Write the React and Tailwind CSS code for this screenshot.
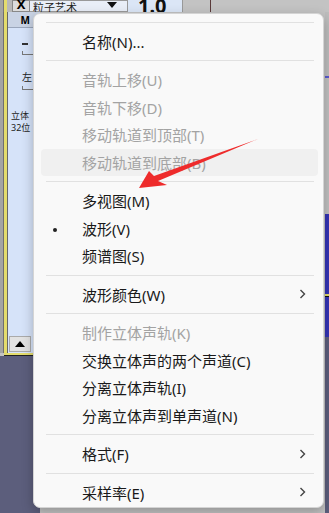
import React from "react";

const GROUPS = [
  [{ label: "名称(N)..." }],
  [
    { label: "音轨上移(U)", disabled: true },
    { label: "音轨下移(D)", disabled: true },
    { label: "移动轨道到顶部(T)", disabled: true },
    { label: "移动轨道到底部(B)", disabled: true, hover: true },
  ],
  [{ label: "多视图(M)" }, { label: "波形(V)", checked: true }, { label: "频谱图(S)" }],
  [{ label: "波形颜色(W)", sub: true }],
  [
    { label: "制作立体声轨(K)", disabled: true },
    { label: "交换立体声的两个声道(C)" },
    { label: "分离立体声轨(I)" },
    { label: "分离立体声到单声道(N)" },
  ],
  [{ label: "格式(F)", sub: true }],
  [{ label: "采样率(E)", sub: true }],
];

const Chevron = () => (
  <svg width="7" height="11" viewBox="0 0 7 11" className="absolute right-[12px] top-1/2 -translate-y-1/2">
    <path d="M1.5 1.5 L5.5 5.5 L1.5 9.5" fill="none" stroke="#444" strokeWidth="1.4" />
  </svg>
);

const Separator = () => (
  <div className="h-[11px] flex items-center pl-[12px] pr-[9px]">
    <div className="h-px w-full bg-[#e1e1e1]" />
  </div>
);

const MenuItem = ({ item }) => (
  <div className="h-[27.5px] pl-[7px] pr-[5px]">
    <div
      className={`relative h-full flex items-center pl-[41px] text-[15px] rounded-[4px] ${
        item.disabled ? "text-[#a3a3a3]" : "text-[#1a1a1a]"
      } ${item.hover ? "bg-[#f0f0f0]" : ""}`}
    >
      {item.checked && <span className="absolute left-[12px] top-[13px] w-[4px] h-[4px] rounded-full bg-[#222]" />}
      <span className="leading-none pt-[2px]">{item.label}</span>
      {item.sub && <Chevron />}
    </div>
  </div>
);

export default function App() {
  return (
    <div
      className="relative w-[329px] h-[513px] overflow-hidden bg-[#c3c3c3] flex flex-col"
      style={{ fontFamily: '"Noto Sans", "Noto Sans CJK SC", sans-serif' }}
    >
      {/* top track bar */}
      <div className="h-[12px] flex shrink-0 overflow-hidden">
        <div className="w-[4px] bg-[#a4a4a4] border-r border-[#777]" />
        <div className="w-[3px] bg-[#e4dc6c]" />
        <div className="w-[5px] bg-[#b8b8b8]" />
        <div className="w-[18px] bg-[#dcdcdc] border border-[#888] flex items-end justify-center text-[13px] font-bold leading-none text-black">
          X
        </div>
        <div className="w-[98px] bg-[#e9eef7] border-y border-r border-[#999] flex items-end justify-between px-[3px] text-[11px] leading-none text-[#222]">
          <span className="-mb-[2px]">粒子艺术</span>
          <svg width="10" height="6" viewBox="0 0 10 6" className="mb-[3px] mr-[7px]">
            <path d="M0 0 H10 L5 6 Z" fill="#111" />
          </svg>
        </div>
        <div className="w-[55px] bg-[#dbe6f6] border-r border-[#999] flex items-end pl-[10px] text-[20px] font-bold leading-none text-[#111]">
          <span className="-mb-[4px]">1.0</span>
        </div>
        <div className="w-[27px]" />
        <div className="w-px bg-[#5a3a3a]" />
      </div>

      <div className="flex-1 flex">
        {/* left track panel */}
        <div className="w-[40px] flex flex-col">
          <div className="h-[341px] flex">
            <div className="w-[4px] bg-[#a4a4a4] border-r border-[#6f6f6f]" />
            <div className="w-[3px] bg-[#e4dc6c]" />
            <div className="w-px bg-[#666]" />
            <div className="flex-1 bg-[#d6e3f9] flex flex-col">
              <div className="h-[16px] bg-[#c9d3e4] border-b border-[#9aa6bb] flex items-center justify-end pr-[10px] text-[10px] font-bold leading-none">
                M
              </div>
              <div className="pl-[14px] pt-[15px] text-[10px] leading-none text-[#222]">
                <div className="w-[6px] h-[2px] bg-[#333]" />
                <div className="mt-[6px] w-[12px] h-[4px] border-l border-b border-[#777]" />
                <div className="mt-[17px]">左</div>
                <div className="mt-[4px] w-[12px] h-[4px] border-l border-b border-[#777]" />
              </div>
              <div className="pl-[3px] mt-[20px] text-[9px] leading-[12px] text-[#222]">
                <div>立体</div>
                <div>32位</div>
              </div>
              <div className="flex-1" />
              <div className="h-[16px] mb-[1px] ml-[1px] w-[22px] bg-[#e2e2e2] border border-[#aaa] flex items-center justify-center">
                <svg width="10" height="6" viewBox="0 0 10 6">
                  <path d="M0 6 H10 L5 0 Z" fill="#000" />
                </svg>
              </div>
            </div>
          </div>
          <div className="h-[2px] bg-[#e4dc6c] ml-[4px]" />
          <div className="h-[1px] bg-[#222] ml-[4px]" />
          <div className="flex-1 bg-[#5c5e7c]" />
        </div>
        <div className="flex-1" />
        {/* right edge strip */}
        <div className="w-[4px] flex flex-col">
          <div className="h-[64px] bg-[#bdbdbd]" />
          <div className="h-[2px] bg-[#5a5ad0]" />
          <div className="h-[136px] bg-[#c0c0c0]" />
          <div className="h-[80px] bg-[#3434b4]" />
          <div className="h-[2px] bg-[#e4dc6c]" />
          <div className="h-[1px] bg-[#111]" />
          <div className="h-[40px] bg-[#3434b4]" />
          <div className="flex-1 bg-[#5c5e7c]" />
        </div>
      </div>

      {/* context menu */}
      <div className="absolute left-[33px] top-[13px] w-[291px] h-[495px] bg-[#f9f9f9] rounded-[7px] border border-[#d4d4d4] shadow-[0_4px_12px_rgba(0,0,0,0.25)] pt-[2.5px]">
        {GROUPS.map((group, gi) => (
          <React.Fragment key={gi}>
            <Separator />
            {group.map((item) => (
              <MenuItem key={item.label} item={item} />
            ))}
          </React.Fragment>
        ))}
      </div>

      {/* red annotation arrow */}
      <svg className="absolute left-0 top-0 pointer-events-none" width="329" height="513" viewBox="0 0 329 513">
        <polygon points="139,188 149,171 154,176 258,139 158,181 167,185" fill="#ee2b2b" />
      </svg>
    </div>
  );
}
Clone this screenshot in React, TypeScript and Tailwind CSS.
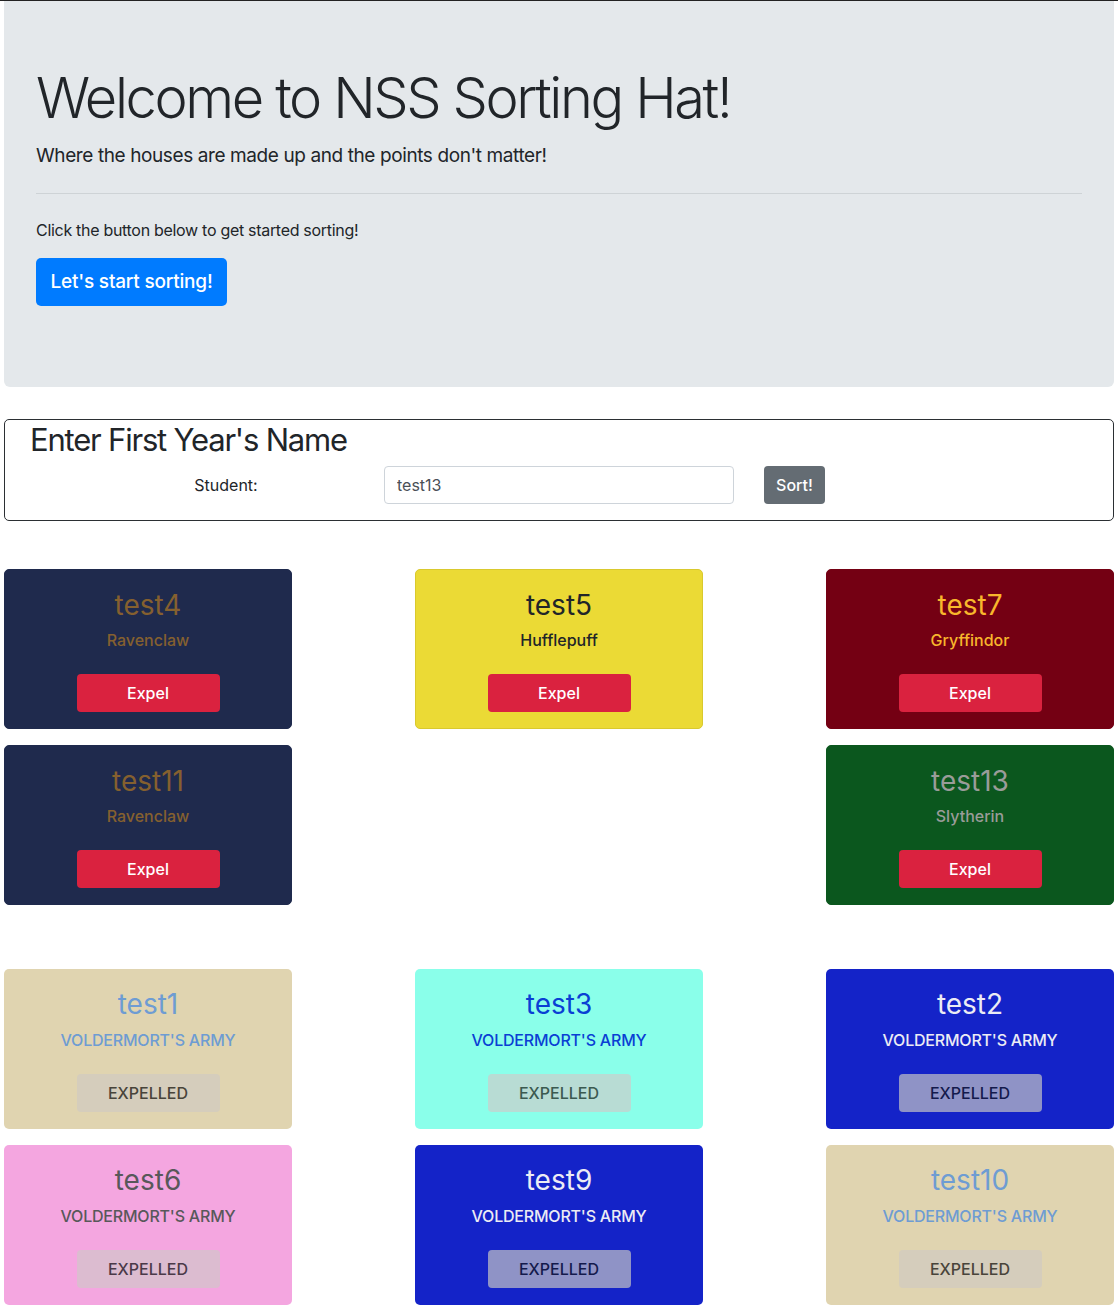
import React from 'react';

type Student = {
  name: string;
  house: string;
  card: string;
  text: string;
};

const students: Student[] = [
  { name: 'test4', house: 'Ravenclaw', card: 'bg-[#1f2a4d] border-[#1f2a4d]', text: 'text-[#85602f]' },
  { name: 'test5', house: 'Hufflepuff', card: 'bg-[#ebda35] border-[#d9c92e]', text: 'text-[#212529]' },
  { name: 'test7', house: 'Gryffindor', card: 'bg-[#740013] border-[#740013]', text: 'text-[#f8b72c]' },
  { name: 'test11', house: 'Ravenclaw', card: 'bg-[#1f2a4d] border-[#1f2a4d]', text: 'text-[#85602f]' },
  { name: '', house: '', card: '', text: '' },
  { name: 'test13', house: 'Slytherin', card: 'bg-[#0b571e] border-[#0b571e]', text: 'text-[#9a9c99]' },
];

type Expelled = {
  name: string;
  card: string;
  text: string;
  btn: string;
};

const expelled: Expelled[] = [
  { name: 'test1', card: 'bg-[#e0d4b0]', text: 'text-[#6e9cd3]', btn: 'bg-[#d5cdbc] text-[#48443a]' },
  { name: 'test3', card: 'bg-[#8affea]', text: 'text-[#0a3fd4]', btn: 'bg-[#b8dcd4] text-[#3b5a50]' },
  { name: 'test2', card: 'bg-[#1423c8]', text: 'text-[#ececf4]', btn: 'bg-[#8f93c6] text-[#141a4c]' },
  { name: 'test6', card: 'bg-[#f4a6e0]', text: 'text-[#58585a]', btn: 'bg-[#dcbcd0] text-[#4a3948]' },
  { name: 'test9', card: 'bg-[#1423c8]', text: 'text-[#ececf4]', btn: 'bg-[#8f93c6] text-[#141a4c]' },
  { name: 'test10', card: 'bg-[#e0d4b0]', text: 'text-[#6e9cd3]', btn: 'bg-[#d5cdbc] text-[#48443a]' },
];

const StudentCard = ({ s }: { s: Student }) => {
  if (!s.name) return <div className="w-[288px] h-[160px]"></div>;
  return (
    <div className={`w-[288px] h-[160px] rounded-[5px] border flex flex-col items-center pt-[18px] ${s.card}`}>
      <h3 className={`text-[28px] leading-[34px] ${s.text}`}>{s.name}</h3>
      <p className={`text-[16px] leading-[24px] mt-[6px] font-medium ${s.text}`}>{s.house}</p>
      <button className="mt-[22px] w-[143px] h-[38px] rounded-[4px] bg-[#da223f] text-white text-[16px] font-medium">Expel</button>
    </div>
  );
};

const ExpelledCard = ({ s }: { s: Expelled }) => (
  <div className={`w-[288px] h-[160px] rounded-[5px] flex flex-col items-center pt-[18px] ${s.card}`}>
    <h3 className={`text-[28px] leading-[34px] ${s.text}`}>{s.name}</h3>
    <p className={`text-[16px] leading-[24px] mt-[7px] font-medium tracking-[-0.2px] ${s.text}`}>VOLDERMORT'S ARMY</p>
    <button className={`mt-[22px] w-[143px] h-[38px] rounded-[4px] text-[16px] font-medium ${s.btn}`}>EXPELLED</button>
  </div>
);

export default function App() {
  return (
    <div className="min-h-[1307px] bg-white font-['Inter','Liberation_Sans',sans-serif] text-[#212529] border-t border-[#222]">
      <div className="px-[4px]">
        {/* Jumbotron */}
        <div className="bg-[#e4e8eb] rounded-b-[6px] px-[32px] pt-[64px] pb-[81px]">
          <h1 className="text-[56px] font-light leading-[67px] tracking-[-2.4px]">Welcome to NSS Sorting Hat!</h1>
          <p className="text-[19px] leading-[30px] mt-[9px] tracking-[-0.4px]">Where the houses are made up and the points don't matter!</p>
          <hr className="mt-[22px] mb-[24px] border-t border-[#ced3d6]" />
          <p className="text-[16px] leading-[24px] mt-[2px] tracking-[-0.3px]">Click the button below to get started sorting!</p>
          <button className="mt-[16px] h-[48px] w-[191px] rounded-[5px] bg-[#007bff] text-white text-[19px] font-medium tracking-[-0.2px]">Let's start sorting!</button>
        </div>

        {/* Form */}
        <div className="mt-[32px] border border-[#2b2f33] rounded-[5px] px-[25px] pt-[1px] pb-[16px]">
          <h2 className="text-[31px] leading-[38px] tracking-[-1.2px]">Enter First Year's Name</h2>
          <div className="flex items-center mt-[7px]">
            <label className="w-[354px] pl-[38px] text-center text-[16px]">Student:</label>
            <input
              readOnly
              value="test13"
              className="w-[350px] h-[38px] rounded-[4px] border border-[#ced4da] px-[12px] text-[16px] text-[#495057] bg-white"
            />
            <button className="ml-[30px] w-[61px] h-[38px] rounded-[4px] bg-[#646c73] text-white text-[16px] font-medium">Sort!</button>
          </div>
        </div>

        {/* Sorted students */}
        <div className="mt-[48px] grid grid-cols-[288px_288px_288px] justify-between gap-y-[16px]">
          {students.map((s, i) => (
            <StudentCard key={i} s={s} />
          ))}
        </div>

        {/* Expelled */}
        <div className="mt-[64px] grid grid-cols-[288px_288px_288px] justify-between gap-y-[16px]">
          {expelled.map((s) => (
            <ExpelledCard key={s.name} s={s} />
          ))}
        </div>
      </div>
    </div>
  );
}
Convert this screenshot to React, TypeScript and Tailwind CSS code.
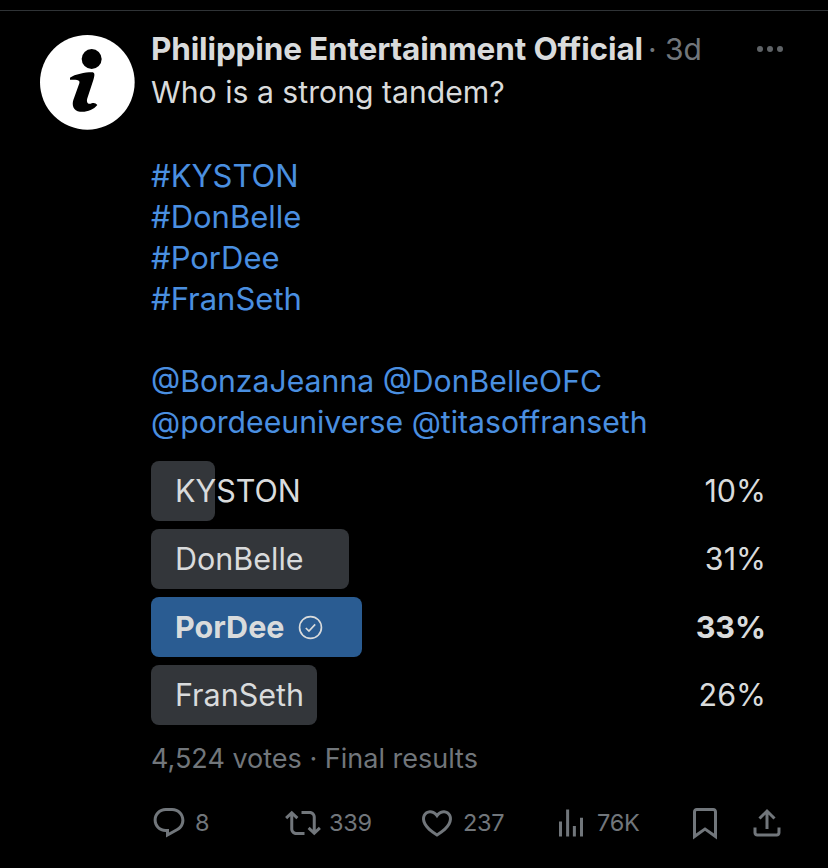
const FONT = "font-['Inter','Liberation_Sans',sans-serif]";

const options = [
  { label: 'KYSTON', pct: '10%', width: 'w-[64px]' },
  { label: 'DonBelle', pct: '31%', width: 'w-[198px]' },
  { label: 'PorDee', pct: '33%', width: 'w-[211px]', winner: true },
  { label: 'FranSeth', pct: '26%', width: 'w-[166px]' },
];

function Glyph({ d }: { d: string }) {
  return (
    <svg viewBox="0 0 24 24" className="h-9 w-9 shrink-0 fill-[#71767b]">
      <path d={d} />
    </svg>
  );
}

const ICONS = {
  reply: 'M1.751 10c0-4.42 3.584-8 8.005-8h4.366c4.49 0 8.129 3.64 8.129 8.13 0 2.96-1.607 5.68-4.196 7.11l-8.054 4.46v-3.69h-.067c-4.49.1-8.183-3.51-8.183-8.01zm8.005-6c-3.317 0-6.005 2.69-6.005 6 0 3.37 2.77 6.08 6.138 6.01l.351-.01h1.761v2.3l5.087-2.81c1.951-1.08 3.163-3.13 3.163-5.36 0-3.39-2.744-6.13-6.129-6.13H9.756z',
  retweet: 'M4.5 3.88l4.432 4.14-1.364 1.46L5.5 7.55V16c0 1.1.896 2 2 2H13v2H7.5c-2.209 0-4-1.79-4-4V7.55L1.432 9.48.068 8.02 4.5 3.88zM16.5 6H11V4h5.5c2.209 0 4 1.79 4 4v8.45l2.068-1.93 1.364 1.46-4.432 4.14-4.432-4.14 1.364-1.46 2.068 1.93V8c0-1.1-.896-2-2-2z',
  heart: 'M16.697 5.5c-1.222-.06-2.679.51-3.89 2.16l-.805 1.09-.806-1.09C9.984 6.01 8.526 5.44 7.304 5.5c-1.243.07-2.349.78-2.91 1.91-.552 1.12-.633 2.78.479 4.82 1.074 1.97 3.257 4.27 7.129 6.61 3.87-2.34 6.052-4.64 7.126-6.61 1.111-2.04 1.03-3.7.477-4.82-.561-1.13-1.666-1.84-2.908-1.91zm4.187 7.69c-1.351 2.48-4.001 5.12-8.379 7.67l-.503.3-.504-.3c-4.379-2.55-7.029-5.19-8.382-7.67-1.36-2.5-1.41-4.86-.514-6.67.887-1.79 2.647-2.91 4.601-3.01 1.651-.09 3.368.56 4.798 2.01 1.429-1.45 3.146-2.1 4.796-2.01 1.954.1 3.714 1.22 4.601 3.01.896 1.81.846 4.17-.514 6.67z',
  views: 'M8.75 21V3h2v18h-2zM18 21V8.5h2V21h-2zM4 21l.004-10h2L6 21H4zm9.248 0v-7h2v7h-2z',
  bookmark: 'M4 4.5C4 3.12 5.119 2 6.5 2h11C18.881 2 20 3.12 20 4.5v18.44l-8-5.71-8 5.71V4.5zM6.5 4c-.276 0-.5.22-.5.5v14.56l6-4.29 6 4.29V4.5c0-.28-.224-.5-.5-.5h-11z',
  share: 'M12 2.59l5.7 5.7-1.41 1.42L13 6.41V16h-2V6.41l-3.3 3.3-1.41-1.42L12 2.59zM21 15l-.02 3.51c0 1.38-1.12 2.49-2.5 2.49H5.5C4.11 21 3 19.88 3 18.5V15h2v3.5c0 .28.22.5.5.5h12.98c.28 0 .5-.22.5-.5L19 15h2z',
};

function Action({ icon, count }: { icon: string; count: string }) {
  return (
    <div className="flex w-[134px] items-center gap-2">
      <Glyph d={icon} />
      <span className="text-[23.5px] leading-9 tracking-[-0.3px] text-[#71767b]">{count}</span>
    </div>
  );
}

function Avatar() {
  return (
    <svg viewBox="0 0 285 285" className="h-[95px] w-[95px] shrink-0">
      <circle cx="142" cy="142" r="142" fill="#fff" />
      <circle cx="155" cy="72" r="30" fill="#000" />
      <path
        d="M90 128C105 118 135 112 155 112C165 112 165 120 160 135L142 190C138 203 145 210 155 205C162 202 168 205 172 210C160 225 140 232 120 230C100 228 95 210 100 195L118 145C122 132 105 135 90 134Z"
        fill="#000"
      />
    </svg>
  );
}

export default function App() {
  return (
    <div className={`h-[868px] w-[828px] overflow-hidden bg-black ${FONT}`}>
      <div className="mt-[10px] h-px bg-[#2f3336]" />
      <div className="flex gap-4 pl-10 pr-[43px] pt-[24px]">
        <Avatar />
        <div className="min-w-0 flex-1">
          <div className="flex h-7 items-center text-[#71767b]">
            <span className="text-[31.5px] font-bold leading-7 tracking-[-0.15px] text-[#d9dbdc]">
              Philippine Entertainment Official
            </span>
            <span className="ml-[5px] text-[30px] leading-7">· 3d</span>
            <span className="mr-[2px] ml-auto flex gap-1">
              <span className="h-[6px] w-[6px] rounded-full bg-[#5f6367]" />
              <span className="h-[6px] w-[6px] rounded-full bg-[#5f6367]" />
              <span className="h-[6px] w-[6px] rounded-full bg-[#5f6367]" />
            </span>
          </div>

          <div className="mt-[9px] leading-[41px] text-[#d9dbdc]">
            <p className="text-[30.2px]">Who is a strong tandem?</p>
            <div className="mt-[42px] text-[31px] text-[#4a8fe0]">
              <p>#KYSTON</p>
              <p>#DonBelle</p>
              <p>#PorDee</p>
              <p>#FranSeth</p>
            </div>
            <div className="mt-[42px] text-[30.2px] text-[#4a8fe0]">
              <p>@BonzaJeanna @DonBelleOFC</p>
              <p>@pordeeuniverse @titasoffranseth</p>
            </div>
          </div>

          <div className="mt-[18px] flex flex-col gap-2">
            {options.map((o) => (
              <div key={o.label} className="relative mr-[19px] flex h-[60px] items-center justify-between text-[30.5px]">
                <div className={`absolute inset-y-0 left-0 rounded-lg ${o.width} ${o.winner ? 'bg-[#2a5c92]' : 'bg-[#33363a]'}`} />
                <span className={`relative flex items-center gap-[14px] pl-6 text-[#d9dbdc] ${o.winner ? 'font-bold' : ''}`}>
                  {o.label}
                  {o.winner && (
                    <svg viewBox="0 0 24 24" fill="none" stroke="currentColor" strokeWidth="1.6" className="h-[25px] w-[25px]">
                      <circle cx="12" cy="12" r="10.5" />
                      <path d="M7.5 12.5l3 3 6-6.5" />
                    </svg>
                  )}
                </span>
                <span className={`relative text-[#d9dbdc] ${o.winner ? 'font-bold' : ''}`}>{o.pct}</span>
              </div>
            ))}
          </div>

          <p className="mt-[14px] text-[27px] leading-[40px] text-[#71767b]">4,524 votes · Final results</p>

          <div className="mt-[26px] flex items-center">
            <Action icon={ICONS.reply} count="8" />
            <Action icon={ICONS.retweet} count="339" />
            <Action icon={ICONS.heart} count="237" />
            <Action icon={ICONS.views} count="76K" />
            <div className="w-[62px]">
              <Glyph d={ICONS.bookmark} />
            </div>
            <Glyph d={ICONS.share} />
          </div>
        </div>
      </div>
    </div>
  );
}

★ ★ ★

From the entries above, collect every line with the string "screenshot" in it.

EXERCISE RESULT:
Write the React and Tailwind CSS code for this screenshot.
Clone this screenshot in React, TypeScript and Tailwind CSS.
Convert this screenshot to React, TypeScript and Tailwind CSS code.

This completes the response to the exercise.